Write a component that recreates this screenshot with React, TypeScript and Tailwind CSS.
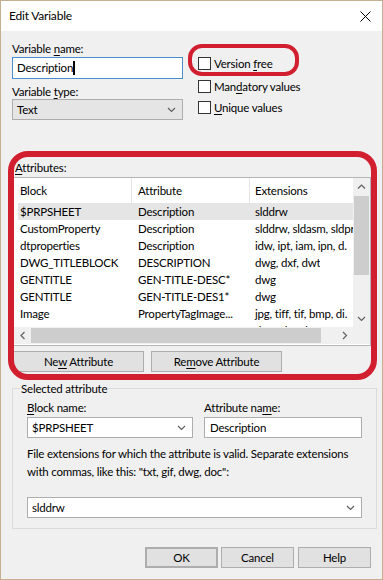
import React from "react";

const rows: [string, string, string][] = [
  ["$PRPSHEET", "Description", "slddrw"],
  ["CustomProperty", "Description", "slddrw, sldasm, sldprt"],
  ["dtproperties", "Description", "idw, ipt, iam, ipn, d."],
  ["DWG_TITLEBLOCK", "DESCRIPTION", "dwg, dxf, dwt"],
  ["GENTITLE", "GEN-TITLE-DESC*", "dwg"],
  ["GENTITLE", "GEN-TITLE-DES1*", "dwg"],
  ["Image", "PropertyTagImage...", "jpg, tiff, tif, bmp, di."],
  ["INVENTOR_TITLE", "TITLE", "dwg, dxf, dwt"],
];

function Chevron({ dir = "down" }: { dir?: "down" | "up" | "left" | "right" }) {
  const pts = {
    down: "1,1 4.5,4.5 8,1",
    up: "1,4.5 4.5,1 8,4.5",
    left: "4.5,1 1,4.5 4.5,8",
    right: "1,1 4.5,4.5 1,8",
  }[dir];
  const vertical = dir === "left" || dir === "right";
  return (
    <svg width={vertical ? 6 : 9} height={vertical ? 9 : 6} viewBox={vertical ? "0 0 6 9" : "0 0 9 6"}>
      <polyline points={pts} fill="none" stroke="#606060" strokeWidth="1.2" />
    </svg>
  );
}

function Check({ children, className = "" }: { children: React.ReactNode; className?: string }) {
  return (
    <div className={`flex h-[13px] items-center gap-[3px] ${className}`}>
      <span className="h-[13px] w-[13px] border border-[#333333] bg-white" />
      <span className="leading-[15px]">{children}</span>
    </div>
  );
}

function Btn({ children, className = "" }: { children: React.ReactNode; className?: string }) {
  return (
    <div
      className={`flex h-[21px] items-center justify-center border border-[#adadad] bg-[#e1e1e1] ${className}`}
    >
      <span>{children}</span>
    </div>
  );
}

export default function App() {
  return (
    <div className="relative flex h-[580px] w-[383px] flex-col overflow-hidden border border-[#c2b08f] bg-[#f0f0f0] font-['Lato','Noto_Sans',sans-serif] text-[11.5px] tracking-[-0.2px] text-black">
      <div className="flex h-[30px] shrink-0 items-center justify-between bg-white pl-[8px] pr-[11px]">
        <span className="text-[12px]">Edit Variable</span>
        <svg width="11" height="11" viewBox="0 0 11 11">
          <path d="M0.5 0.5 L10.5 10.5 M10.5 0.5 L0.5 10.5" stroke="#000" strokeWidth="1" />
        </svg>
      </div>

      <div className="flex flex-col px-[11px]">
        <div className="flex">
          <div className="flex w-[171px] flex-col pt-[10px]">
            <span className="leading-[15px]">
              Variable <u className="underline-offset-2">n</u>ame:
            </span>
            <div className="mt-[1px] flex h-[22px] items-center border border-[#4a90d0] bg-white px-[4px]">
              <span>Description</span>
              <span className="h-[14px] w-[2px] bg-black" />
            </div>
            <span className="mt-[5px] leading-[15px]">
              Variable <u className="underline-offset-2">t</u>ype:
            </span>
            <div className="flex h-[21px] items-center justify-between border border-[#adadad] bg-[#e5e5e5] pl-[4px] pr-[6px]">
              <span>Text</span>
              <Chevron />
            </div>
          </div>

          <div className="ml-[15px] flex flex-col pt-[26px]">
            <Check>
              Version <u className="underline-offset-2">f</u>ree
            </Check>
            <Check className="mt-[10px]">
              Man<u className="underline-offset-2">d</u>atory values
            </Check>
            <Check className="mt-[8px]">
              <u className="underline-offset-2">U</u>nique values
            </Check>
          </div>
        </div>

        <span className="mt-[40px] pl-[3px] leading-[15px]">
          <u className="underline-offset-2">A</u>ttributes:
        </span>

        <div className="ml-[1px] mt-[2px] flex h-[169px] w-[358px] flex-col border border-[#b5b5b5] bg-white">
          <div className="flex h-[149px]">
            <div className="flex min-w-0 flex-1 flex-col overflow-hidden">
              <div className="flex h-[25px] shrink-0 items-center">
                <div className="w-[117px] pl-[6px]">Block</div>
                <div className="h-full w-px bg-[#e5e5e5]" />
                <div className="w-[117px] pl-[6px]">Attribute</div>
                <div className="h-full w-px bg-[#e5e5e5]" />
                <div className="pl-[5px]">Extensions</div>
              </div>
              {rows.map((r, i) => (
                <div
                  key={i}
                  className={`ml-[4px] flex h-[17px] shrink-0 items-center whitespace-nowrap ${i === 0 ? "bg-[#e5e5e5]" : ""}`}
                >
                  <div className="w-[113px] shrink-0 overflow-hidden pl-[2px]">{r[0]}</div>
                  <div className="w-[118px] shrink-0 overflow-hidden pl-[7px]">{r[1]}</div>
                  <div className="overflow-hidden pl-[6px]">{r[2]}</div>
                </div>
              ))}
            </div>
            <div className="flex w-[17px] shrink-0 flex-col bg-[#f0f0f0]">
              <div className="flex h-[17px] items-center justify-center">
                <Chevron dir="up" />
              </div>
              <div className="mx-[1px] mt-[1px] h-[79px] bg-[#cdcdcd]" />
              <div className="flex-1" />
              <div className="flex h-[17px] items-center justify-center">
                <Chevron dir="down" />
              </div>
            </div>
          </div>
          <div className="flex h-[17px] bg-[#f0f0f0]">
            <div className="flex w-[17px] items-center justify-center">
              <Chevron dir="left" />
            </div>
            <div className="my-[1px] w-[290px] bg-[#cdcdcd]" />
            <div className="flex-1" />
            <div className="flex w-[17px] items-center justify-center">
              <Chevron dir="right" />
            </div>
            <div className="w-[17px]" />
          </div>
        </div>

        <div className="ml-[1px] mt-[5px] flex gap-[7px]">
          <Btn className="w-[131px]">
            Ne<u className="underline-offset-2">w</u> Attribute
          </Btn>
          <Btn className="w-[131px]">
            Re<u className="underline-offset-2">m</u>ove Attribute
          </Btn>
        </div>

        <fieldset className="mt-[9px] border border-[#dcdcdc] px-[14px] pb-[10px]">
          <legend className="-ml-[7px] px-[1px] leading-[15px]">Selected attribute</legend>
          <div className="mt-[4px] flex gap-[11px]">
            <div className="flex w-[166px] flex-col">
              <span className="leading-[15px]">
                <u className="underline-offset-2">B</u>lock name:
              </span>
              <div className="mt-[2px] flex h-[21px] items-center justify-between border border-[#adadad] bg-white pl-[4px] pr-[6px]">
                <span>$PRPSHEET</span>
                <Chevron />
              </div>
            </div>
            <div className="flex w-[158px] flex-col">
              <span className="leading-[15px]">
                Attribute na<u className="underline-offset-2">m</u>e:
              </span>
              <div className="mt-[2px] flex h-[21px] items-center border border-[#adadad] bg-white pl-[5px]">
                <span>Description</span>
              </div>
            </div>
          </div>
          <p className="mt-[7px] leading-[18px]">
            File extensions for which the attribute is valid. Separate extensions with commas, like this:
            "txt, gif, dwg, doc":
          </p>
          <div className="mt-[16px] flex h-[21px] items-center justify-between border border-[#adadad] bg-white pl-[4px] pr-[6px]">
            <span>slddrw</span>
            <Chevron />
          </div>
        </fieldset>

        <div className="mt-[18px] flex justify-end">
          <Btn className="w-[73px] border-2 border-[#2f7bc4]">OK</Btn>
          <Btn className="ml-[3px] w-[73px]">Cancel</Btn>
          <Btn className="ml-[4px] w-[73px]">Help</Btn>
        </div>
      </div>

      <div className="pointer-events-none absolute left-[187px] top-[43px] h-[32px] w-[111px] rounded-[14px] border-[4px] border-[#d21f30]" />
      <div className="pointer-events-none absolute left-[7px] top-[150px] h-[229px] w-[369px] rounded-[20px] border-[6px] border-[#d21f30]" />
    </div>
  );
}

Exercise |
Copy nothing but the lines from the top of the material through the line holding "import React from", exactly as written; omit pictures.

Full response |
Write a component that recreates this screenshot with React, TypeScript and Tailwind CSS.
import React from "react";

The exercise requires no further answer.